:: Problem statement ::
Pull every line of the entries that has the word "this".

:: Extracted information ::
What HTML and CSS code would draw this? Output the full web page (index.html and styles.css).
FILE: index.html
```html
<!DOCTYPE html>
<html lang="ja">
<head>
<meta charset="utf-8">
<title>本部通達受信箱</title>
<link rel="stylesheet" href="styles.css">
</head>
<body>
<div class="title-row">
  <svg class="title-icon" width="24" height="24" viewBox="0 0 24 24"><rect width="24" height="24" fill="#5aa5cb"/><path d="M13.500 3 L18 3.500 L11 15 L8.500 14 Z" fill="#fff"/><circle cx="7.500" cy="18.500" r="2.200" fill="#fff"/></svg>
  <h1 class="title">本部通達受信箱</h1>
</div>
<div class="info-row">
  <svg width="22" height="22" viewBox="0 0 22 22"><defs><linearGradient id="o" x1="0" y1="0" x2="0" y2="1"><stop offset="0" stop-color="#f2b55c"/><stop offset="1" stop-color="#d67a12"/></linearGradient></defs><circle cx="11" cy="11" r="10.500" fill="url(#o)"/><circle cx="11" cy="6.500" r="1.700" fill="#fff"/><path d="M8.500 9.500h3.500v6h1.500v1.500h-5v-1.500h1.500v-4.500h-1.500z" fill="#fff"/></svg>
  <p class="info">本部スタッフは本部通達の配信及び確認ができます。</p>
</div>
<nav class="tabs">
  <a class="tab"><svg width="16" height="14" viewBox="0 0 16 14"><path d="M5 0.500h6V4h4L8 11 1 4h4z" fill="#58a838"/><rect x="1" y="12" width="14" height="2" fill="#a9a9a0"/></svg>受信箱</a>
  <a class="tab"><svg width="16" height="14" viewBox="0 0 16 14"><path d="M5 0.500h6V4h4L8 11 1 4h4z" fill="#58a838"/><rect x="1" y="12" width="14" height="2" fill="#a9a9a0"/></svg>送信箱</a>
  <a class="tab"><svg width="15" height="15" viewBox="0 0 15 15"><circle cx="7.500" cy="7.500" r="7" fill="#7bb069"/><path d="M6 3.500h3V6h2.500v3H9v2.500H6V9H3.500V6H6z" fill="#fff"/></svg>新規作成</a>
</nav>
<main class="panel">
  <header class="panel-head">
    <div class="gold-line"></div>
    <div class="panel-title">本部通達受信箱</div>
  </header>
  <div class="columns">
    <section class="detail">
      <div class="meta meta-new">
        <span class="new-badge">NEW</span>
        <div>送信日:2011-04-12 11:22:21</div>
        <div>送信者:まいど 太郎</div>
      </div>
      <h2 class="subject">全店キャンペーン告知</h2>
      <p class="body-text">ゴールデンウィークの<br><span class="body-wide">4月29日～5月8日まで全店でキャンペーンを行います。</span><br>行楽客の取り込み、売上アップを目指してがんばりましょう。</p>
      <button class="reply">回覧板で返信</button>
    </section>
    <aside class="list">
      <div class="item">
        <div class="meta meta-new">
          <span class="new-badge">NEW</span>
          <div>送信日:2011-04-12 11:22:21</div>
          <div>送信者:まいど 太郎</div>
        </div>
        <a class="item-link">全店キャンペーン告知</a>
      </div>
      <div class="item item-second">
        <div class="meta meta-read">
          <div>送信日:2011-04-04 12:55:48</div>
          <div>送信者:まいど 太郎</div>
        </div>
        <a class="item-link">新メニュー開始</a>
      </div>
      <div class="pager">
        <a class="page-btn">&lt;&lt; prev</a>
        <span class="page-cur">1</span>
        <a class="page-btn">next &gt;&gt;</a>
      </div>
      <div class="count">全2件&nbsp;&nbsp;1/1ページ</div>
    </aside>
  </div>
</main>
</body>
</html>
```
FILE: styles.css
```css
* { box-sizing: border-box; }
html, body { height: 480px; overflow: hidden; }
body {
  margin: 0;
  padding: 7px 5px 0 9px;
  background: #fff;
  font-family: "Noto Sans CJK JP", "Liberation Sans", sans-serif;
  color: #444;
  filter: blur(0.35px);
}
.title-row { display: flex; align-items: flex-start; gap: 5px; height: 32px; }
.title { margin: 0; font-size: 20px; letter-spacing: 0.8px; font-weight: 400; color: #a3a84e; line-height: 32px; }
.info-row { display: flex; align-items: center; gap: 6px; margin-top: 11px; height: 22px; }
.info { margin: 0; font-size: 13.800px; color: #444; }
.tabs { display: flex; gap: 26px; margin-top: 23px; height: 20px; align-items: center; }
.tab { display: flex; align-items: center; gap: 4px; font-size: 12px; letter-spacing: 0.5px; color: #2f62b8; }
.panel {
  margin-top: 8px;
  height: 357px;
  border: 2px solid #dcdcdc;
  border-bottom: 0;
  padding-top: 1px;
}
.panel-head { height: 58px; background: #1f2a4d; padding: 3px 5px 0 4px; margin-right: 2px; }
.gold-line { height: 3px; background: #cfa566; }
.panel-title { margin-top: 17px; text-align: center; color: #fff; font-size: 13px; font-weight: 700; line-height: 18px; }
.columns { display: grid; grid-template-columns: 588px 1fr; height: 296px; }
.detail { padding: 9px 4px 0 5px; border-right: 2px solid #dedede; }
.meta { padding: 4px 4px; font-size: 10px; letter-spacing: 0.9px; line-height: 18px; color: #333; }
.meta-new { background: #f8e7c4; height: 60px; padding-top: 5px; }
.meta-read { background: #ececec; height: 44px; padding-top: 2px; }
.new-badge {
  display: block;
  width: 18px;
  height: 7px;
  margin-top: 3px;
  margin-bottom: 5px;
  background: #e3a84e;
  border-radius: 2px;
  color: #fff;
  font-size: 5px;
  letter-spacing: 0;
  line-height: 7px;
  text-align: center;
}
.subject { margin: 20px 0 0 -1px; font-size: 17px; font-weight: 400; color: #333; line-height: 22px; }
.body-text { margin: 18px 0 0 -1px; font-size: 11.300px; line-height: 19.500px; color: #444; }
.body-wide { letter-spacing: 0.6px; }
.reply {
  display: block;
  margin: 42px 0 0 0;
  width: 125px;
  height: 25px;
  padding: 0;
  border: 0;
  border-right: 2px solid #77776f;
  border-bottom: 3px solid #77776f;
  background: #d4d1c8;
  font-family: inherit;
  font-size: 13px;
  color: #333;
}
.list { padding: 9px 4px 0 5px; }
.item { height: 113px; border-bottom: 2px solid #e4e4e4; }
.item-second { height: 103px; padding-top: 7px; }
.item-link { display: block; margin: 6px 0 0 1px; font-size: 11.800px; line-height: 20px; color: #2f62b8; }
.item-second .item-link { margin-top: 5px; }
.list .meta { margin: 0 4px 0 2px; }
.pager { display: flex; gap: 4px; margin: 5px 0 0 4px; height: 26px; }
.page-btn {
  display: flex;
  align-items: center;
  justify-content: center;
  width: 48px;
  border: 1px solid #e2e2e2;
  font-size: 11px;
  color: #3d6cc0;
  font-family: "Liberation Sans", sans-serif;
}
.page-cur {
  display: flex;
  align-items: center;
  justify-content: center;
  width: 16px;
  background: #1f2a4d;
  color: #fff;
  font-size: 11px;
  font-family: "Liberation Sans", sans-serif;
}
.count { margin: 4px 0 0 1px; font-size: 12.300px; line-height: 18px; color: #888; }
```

...

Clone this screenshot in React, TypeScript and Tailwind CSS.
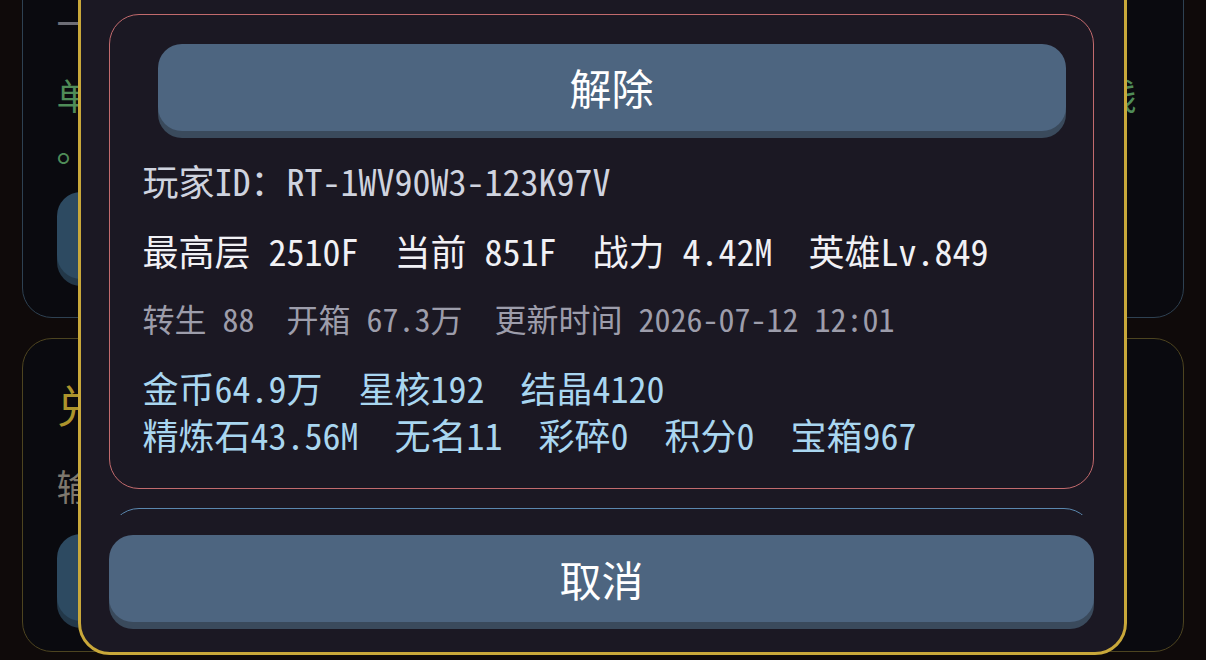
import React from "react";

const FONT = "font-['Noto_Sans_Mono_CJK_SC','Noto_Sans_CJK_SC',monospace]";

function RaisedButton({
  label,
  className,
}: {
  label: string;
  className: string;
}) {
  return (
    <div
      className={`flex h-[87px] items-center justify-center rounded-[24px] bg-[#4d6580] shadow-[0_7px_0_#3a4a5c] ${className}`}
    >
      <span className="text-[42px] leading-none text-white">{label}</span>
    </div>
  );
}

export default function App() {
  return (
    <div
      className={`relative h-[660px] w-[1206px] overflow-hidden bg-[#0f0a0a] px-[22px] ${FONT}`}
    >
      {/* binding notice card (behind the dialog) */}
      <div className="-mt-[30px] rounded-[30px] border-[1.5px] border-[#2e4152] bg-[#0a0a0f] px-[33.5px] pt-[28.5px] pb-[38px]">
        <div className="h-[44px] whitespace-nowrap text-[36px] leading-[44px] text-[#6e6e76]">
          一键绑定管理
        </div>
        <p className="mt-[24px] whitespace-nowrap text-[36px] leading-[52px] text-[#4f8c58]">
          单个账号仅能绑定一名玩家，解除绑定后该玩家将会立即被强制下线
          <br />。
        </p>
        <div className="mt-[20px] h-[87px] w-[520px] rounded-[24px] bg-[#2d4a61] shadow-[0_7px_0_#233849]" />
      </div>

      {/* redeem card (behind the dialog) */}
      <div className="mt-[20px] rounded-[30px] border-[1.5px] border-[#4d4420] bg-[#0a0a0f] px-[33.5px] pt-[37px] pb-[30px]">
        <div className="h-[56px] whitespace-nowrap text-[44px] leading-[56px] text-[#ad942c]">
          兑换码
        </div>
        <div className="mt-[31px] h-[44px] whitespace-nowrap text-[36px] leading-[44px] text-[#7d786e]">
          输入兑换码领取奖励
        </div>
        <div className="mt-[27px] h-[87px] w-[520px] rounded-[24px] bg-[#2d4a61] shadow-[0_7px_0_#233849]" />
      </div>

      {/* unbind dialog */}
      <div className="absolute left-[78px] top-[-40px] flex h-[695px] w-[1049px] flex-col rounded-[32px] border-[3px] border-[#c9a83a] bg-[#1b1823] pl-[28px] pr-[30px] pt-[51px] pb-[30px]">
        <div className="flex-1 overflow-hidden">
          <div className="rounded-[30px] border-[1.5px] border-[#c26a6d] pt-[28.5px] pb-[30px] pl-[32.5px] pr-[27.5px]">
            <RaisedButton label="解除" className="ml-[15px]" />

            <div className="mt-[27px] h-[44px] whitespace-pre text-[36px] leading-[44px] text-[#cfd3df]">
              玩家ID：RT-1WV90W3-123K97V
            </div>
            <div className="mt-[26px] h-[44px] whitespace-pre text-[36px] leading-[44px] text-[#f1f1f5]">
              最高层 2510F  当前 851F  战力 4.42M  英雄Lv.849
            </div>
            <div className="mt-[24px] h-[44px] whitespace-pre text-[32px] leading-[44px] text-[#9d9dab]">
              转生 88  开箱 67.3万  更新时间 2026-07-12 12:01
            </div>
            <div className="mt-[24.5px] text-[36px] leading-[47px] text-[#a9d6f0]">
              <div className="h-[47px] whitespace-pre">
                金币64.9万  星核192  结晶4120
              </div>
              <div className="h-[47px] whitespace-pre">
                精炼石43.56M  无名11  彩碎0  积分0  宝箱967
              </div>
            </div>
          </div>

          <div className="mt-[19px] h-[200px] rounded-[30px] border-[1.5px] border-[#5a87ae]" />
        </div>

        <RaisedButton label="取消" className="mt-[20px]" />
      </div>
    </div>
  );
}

:: Written solution ::
What HTML and CSS code would draw this? Output the full web page (index.html and styles.css).
Clone this screenshot in React, TypeScript and Tailwind CSS.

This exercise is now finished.